In one 2008 case, a plaintiff claimed her employer paid a new male employee more despite the fact that they were doing the same job and had the same qualifications. The employer argued that it needed to match the male employee’s previous salary in order to “lure him away” from his previous job. The federal district court dismissed the plaintiff’s claim saying that the market forces at work justified the pay differential despite the fact that the Supreme Court ruled in Corning Glass Ware v. Brennan that “market forces” were an unacceptable business reason for gender pay disparities. The justices reasoned that market forces have historically valued men and women’s work differently and men have historically commanded greater bargaining power, so historical sexism taints market forces. However, since the definition of market forces often varies from court to court and case to case, the market forces argument often continues to be acceptable under the “any factor other than sex” exception.
The Paycheck Fairness Act would further the efforts to close the pay gap between women and men by closing the loophole in the Equal Pay Act.
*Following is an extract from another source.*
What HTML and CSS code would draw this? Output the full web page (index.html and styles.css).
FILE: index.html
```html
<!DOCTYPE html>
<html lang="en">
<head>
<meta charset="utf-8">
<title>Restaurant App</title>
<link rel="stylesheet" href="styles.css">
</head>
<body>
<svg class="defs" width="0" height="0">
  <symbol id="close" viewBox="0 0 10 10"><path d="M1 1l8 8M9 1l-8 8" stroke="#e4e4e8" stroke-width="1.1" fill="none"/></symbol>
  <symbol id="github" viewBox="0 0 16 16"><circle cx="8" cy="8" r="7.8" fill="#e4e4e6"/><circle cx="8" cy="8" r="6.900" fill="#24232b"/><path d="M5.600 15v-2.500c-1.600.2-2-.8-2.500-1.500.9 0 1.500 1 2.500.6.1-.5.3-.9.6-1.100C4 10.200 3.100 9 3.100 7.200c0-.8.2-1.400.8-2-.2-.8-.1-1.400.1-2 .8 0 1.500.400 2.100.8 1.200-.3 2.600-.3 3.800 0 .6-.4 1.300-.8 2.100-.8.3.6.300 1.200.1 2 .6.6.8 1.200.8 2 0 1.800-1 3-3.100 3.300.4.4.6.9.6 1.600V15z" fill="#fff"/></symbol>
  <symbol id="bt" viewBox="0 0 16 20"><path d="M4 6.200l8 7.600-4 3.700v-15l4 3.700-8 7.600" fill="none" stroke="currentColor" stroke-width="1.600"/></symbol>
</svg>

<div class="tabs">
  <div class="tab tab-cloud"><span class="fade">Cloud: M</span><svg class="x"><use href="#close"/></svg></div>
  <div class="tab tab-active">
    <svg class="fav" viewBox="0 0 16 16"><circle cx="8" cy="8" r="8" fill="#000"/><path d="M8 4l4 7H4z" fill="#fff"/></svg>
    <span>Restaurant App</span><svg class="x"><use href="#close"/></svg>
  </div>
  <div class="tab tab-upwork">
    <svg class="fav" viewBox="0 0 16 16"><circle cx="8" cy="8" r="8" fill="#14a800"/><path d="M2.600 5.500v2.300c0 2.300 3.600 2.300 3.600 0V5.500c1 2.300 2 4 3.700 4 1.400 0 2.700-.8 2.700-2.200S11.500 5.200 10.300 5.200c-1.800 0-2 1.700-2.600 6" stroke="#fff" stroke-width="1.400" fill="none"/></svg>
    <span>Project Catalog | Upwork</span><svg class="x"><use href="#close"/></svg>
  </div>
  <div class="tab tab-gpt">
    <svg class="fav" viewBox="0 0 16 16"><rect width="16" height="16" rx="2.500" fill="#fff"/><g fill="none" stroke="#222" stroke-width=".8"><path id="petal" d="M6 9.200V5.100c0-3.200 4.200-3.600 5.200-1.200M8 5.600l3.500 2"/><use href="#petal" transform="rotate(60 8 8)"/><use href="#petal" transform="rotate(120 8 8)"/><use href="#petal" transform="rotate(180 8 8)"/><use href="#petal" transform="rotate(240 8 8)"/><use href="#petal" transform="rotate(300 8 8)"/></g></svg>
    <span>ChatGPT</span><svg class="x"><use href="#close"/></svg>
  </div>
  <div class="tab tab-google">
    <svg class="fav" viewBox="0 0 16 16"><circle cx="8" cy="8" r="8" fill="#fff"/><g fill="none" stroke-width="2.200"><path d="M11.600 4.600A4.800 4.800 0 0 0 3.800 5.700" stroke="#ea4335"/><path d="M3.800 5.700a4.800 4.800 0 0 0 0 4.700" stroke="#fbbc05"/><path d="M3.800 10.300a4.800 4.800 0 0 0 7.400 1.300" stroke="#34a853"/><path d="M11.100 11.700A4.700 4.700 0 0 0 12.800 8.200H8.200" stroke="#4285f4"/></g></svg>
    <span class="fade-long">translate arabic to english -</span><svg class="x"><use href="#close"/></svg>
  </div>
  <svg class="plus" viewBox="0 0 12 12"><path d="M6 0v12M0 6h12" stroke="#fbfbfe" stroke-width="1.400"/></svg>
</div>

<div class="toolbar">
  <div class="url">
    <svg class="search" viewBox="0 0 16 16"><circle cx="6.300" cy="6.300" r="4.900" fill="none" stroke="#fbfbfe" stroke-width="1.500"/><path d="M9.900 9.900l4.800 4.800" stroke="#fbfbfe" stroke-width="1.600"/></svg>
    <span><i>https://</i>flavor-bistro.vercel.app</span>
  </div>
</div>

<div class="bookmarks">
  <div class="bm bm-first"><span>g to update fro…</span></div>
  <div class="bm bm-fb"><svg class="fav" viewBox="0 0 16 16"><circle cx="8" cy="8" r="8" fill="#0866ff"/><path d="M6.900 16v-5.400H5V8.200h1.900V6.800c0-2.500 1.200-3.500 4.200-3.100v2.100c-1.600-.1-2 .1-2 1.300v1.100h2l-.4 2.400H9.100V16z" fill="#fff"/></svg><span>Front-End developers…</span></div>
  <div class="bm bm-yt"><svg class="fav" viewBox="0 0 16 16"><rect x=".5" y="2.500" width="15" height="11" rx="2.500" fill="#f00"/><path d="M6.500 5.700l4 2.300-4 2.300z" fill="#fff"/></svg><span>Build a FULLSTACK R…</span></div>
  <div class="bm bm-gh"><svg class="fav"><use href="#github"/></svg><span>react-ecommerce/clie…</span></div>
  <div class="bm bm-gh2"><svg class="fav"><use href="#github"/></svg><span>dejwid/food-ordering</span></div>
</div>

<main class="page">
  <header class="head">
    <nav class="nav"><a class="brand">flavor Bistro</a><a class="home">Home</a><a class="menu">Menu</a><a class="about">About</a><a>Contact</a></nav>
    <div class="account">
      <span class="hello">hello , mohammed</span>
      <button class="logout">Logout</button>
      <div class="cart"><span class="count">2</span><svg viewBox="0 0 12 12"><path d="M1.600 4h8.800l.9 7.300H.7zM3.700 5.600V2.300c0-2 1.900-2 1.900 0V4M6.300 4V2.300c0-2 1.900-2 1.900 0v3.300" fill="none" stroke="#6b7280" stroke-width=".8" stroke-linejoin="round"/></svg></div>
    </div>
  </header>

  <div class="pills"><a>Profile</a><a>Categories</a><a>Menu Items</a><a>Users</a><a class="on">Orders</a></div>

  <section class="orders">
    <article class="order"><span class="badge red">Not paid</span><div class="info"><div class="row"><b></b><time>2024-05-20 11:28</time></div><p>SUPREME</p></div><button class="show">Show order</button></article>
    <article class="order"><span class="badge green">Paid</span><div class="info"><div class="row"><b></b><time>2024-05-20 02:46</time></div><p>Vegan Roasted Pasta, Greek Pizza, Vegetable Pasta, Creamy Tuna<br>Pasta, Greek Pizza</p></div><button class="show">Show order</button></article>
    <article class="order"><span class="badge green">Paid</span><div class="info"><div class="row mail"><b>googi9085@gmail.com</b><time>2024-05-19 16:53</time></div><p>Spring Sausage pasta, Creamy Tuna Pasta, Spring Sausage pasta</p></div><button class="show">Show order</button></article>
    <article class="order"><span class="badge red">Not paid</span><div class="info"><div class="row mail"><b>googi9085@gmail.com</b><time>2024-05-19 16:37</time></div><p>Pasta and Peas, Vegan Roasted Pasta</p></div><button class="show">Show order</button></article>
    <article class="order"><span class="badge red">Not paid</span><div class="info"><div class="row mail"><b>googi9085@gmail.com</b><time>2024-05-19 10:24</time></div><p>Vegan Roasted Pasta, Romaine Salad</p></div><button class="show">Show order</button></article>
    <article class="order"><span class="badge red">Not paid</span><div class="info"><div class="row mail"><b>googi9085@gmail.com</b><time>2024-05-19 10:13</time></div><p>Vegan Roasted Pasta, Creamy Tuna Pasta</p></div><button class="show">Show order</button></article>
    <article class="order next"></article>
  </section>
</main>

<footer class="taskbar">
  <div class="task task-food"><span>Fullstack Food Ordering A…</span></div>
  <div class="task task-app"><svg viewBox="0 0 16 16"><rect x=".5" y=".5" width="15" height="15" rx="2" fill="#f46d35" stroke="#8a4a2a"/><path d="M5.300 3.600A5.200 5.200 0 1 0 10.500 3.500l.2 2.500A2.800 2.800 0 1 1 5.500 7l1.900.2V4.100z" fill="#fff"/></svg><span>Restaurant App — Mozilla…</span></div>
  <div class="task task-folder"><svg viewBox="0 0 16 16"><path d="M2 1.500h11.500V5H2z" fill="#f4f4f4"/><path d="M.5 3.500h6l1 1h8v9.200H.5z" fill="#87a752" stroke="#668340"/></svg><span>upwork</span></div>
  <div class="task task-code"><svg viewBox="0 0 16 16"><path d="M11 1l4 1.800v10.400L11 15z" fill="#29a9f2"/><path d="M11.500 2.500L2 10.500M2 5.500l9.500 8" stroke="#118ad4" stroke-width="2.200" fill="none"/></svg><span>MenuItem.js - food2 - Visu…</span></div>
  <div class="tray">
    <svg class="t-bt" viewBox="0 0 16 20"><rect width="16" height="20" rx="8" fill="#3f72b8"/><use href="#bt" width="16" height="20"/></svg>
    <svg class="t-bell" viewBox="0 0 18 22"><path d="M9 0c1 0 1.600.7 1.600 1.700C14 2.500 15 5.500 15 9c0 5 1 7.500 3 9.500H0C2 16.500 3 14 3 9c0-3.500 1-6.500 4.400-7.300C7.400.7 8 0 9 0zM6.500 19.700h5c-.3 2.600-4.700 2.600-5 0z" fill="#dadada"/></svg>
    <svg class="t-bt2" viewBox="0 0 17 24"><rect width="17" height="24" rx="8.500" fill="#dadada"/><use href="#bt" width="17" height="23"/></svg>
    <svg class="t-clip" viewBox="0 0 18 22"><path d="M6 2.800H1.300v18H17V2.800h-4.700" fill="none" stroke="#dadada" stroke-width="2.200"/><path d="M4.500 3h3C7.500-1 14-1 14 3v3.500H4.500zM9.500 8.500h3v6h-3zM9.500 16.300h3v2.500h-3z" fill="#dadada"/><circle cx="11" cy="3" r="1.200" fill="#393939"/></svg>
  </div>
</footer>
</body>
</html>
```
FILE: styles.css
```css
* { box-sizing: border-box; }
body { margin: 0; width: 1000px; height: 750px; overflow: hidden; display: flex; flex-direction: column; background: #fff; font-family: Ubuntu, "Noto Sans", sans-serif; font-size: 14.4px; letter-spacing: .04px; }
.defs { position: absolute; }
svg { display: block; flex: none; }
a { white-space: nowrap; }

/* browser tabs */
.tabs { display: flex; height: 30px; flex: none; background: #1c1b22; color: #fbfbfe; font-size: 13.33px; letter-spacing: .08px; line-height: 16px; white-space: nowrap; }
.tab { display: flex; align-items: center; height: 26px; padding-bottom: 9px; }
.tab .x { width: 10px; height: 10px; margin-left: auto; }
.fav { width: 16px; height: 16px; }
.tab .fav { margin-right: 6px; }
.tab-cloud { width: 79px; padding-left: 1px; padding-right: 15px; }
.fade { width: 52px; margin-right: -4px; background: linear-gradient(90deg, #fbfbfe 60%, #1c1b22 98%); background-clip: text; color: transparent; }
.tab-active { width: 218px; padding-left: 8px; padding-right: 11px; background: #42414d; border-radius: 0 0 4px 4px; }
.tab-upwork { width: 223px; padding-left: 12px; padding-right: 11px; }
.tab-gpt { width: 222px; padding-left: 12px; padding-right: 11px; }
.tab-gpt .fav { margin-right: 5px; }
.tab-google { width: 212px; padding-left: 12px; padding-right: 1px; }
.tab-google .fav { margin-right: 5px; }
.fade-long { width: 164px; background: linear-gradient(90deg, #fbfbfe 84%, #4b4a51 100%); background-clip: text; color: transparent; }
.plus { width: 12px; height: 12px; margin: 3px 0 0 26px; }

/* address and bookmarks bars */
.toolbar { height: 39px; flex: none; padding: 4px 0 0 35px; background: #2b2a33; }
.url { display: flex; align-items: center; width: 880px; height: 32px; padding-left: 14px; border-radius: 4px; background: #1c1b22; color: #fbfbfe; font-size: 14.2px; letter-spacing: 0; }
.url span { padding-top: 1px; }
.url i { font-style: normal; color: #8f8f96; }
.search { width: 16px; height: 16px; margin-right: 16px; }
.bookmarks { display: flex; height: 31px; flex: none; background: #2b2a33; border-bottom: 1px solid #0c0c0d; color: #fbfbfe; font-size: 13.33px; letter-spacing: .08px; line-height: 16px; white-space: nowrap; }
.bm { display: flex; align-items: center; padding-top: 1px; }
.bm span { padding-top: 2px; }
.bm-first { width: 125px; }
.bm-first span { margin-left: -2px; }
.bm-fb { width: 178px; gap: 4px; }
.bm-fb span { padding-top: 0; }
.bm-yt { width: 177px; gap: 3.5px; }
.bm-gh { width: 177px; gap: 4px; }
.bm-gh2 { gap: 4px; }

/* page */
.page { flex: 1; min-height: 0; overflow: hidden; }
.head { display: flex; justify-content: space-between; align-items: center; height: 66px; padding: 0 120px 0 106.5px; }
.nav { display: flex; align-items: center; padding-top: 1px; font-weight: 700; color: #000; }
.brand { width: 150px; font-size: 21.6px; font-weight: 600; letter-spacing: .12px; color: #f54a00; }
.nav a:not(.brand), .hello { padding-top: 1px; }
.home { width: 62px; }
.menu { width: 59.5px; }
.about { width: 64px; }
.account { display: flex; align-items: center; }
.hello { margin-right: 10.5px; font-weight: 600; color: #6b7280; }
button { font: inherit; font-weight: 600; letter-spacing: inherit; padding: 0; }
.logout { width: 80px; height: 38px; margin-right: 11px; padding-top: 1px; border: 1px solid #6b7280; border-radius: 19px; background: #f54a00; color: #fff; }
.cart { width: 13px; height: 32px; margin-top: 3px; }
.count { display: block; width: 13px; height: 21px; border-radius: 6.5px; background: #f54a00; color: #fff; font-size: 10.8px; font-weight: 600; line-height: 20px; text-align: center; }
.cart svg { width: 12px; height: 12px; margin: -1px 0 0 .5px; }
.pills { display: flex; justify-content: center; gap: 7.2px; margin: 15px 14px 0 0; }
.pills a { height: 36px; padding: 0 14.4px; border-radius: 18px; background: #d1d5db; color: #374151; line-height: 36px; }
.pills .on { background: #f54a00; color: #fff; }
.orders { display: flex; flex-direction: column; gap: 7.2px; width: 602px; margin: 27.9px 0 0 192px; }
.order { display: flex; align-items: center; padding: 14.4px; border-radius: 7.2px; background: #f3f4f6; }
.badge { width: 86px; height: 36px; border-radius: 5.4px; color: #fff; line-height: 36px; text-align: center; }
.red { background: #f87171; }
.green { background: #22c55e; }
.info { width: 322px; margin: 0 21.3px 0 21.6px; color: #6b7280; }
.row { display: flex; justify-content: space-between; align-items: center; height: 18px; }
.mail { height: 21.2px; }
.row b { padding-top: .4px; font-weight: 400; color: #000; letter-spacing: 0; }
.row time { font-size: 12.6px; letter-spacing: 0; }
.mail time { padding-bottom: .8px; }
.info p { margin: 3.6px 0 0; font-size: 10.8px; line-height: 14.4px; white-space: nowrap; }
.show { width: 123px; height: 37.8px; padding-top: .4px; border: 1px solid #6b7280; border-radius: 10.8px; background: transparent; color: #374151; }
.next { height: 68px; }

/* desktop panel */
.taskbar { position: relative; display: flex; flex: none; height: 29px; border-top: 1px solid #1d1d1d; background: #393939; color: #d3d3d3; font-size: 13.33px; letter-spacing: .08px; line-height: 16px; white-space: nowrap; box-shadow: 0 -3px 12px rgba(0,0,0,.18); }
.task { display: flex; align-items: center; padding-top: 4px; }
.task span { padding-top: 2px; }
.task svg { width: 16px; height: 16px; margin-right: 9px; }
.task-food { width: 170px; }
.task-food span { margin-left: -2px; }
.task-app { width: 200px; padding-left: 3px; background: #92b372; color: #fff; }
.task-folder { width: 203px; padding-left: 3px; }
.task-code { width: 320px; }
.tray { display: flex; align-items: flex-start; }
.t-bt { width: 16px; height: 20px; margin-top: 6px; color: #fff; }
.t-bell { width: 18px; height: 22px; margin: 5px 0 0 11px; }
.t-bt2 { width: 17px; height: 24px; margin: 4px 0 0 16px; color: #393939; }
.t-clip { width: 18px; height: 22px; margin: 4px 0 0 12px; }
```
The law narrowly tailors the “any factor other than sex” exemption to include only justifiable job-related reasons, such as “education, training or experience, and [reasons] consistent with business needs.” Closing the loophole would theoretically be a huge step toward closing the pay gap between men and women; whether we’ll get the chance to test that remains to be seen.
We can talk about our pay… right?
A great deal of confusion surrounds the Paycheck Fairness Act, and whether or not employees can legally discuss their pay seems to be the most confusing aspect of the law. After all, how can you spot pay discrimination if you can’t talk about your pay? Perusing Internet forums discussing the act showcases the confusion: LinkedIn member Jan V. said she didn’t believe the Paycheck Fairness Act would correct gender pay discrimination because, “…in most cases companies keep salaries close to the vest and it is extremely difficult to find out who is making what.” On the other hand, Ruth C. says, “… we need to start talking to our peers about pay. It is awkward, but it’s the only way to truly know what the differences are… The worst that can happen is [that] you don’t get the increase and you are in the same place you started.” Another (who wished to remain anonymous) said that she feared being fired or sued by her employer if she discussed pay with coworkers.
So which is it? Do workers face legal action if they try to uncover pay discrimination or is it simply a matter of getting over the awkwardness of the topic? According to Dr. Kristie Loescher, Senior Lecturer at The University of Texas at Austin’s Department of Management, “It’s complicated.” She says the “don’t discuss pay” rule is merely a common, often unspoken workplace rule. In fact, the National Labor Relations Act gives employees the right to discuss salaries and working conditions among themselves within the organization. However, as the current Fair Pay Act and National Labor Relations Act are written, if employees discuss wages outside of the organization, at times they’re not supposed to (such as while they’re working), or violate company policies regarding pay discussions, employees are subject to discrimination, termination, and even legal action. Simply put, no law explicitly protecting employees who discuss wages from discrimination exists.
Passing the Paycheck Fairness act would change this by prohibiting employers from retaliating against employees who share salary information with coworkers. This facet of the act would not only protect employees, but it would also reinforce the Equal Pay, Fair Pay, and National Labor Relations Acts.
Small Business Owners and the Paycheck Fairness Act
The Senate’s decision to set aside funds for the Paycheck Fairness Act wasn’t just a victory for pay equality – it was also a victory for small business. Small businesses often do not possess the deep pockets larger businesses do, potentially making upholding the Paycheck Fairness Act a big challenge for small businesses with significant pay disparities between male and female comparators. Bear in mind that this would not apply to small businesses already exempt from the Fair Labor Standards Act, such as those who employ seasonal employees, contract workers, and employees who work for tips. Statistically speaking, the small businesses most likely to suffer the wrath of the Paycheck Fairness Act if passes are insurance companies and retail stores; those industries have the most instances of significant pay disparities between male and female comparators. Even then, retail tops the list largely due to Wal-Mart, the largest private employer in the United States whose female employees famously brought a class action suit against the behemoth for sex discrimination.
Fortunately, small businesses affected by the Paycheck Fairness Act would have resources available to them. Under the Small Business Assistance clause of the Paycheck Fairness Act, the Secretary of Labor and the Commissioner of the Equal Employment Opportunity Commission would work together to develop and provide “technical assistance material to assist small businesses in complying” with the Paycheck Fairness Act. What “technical assistance material” entails exactly is a bit hazy at this point, but March’s funding approval guarantees federal assistance for small businesses.
The Paycheck Fairness Act would help women help themselves
For those concerned that employers would be solely responsible for establishing pay equality among their male and female workers, fret not: the Paycheck Fairness Act would also establish programs to teach women and girls negotiation skills. Women are half as likely to negotiate their salaries, and while reasons for that vary from person to person, the fact remains that not negotiating makes employees vulnerable to pay disparities. Women in Western culture are often socialized to be conflict-averse and, as Dr. Loescher points out, negotiation often feels like conflict to those not practiced in negotiating, thus ensnaring some women in the trap of lower pay. By addressing both employer and employee, the Paycheck Fairness Act’s two-pronged approach to minimizing the pay disparity between genders sets it apart from existing equal pay laws, and indeed could make it the most effective law of its kind.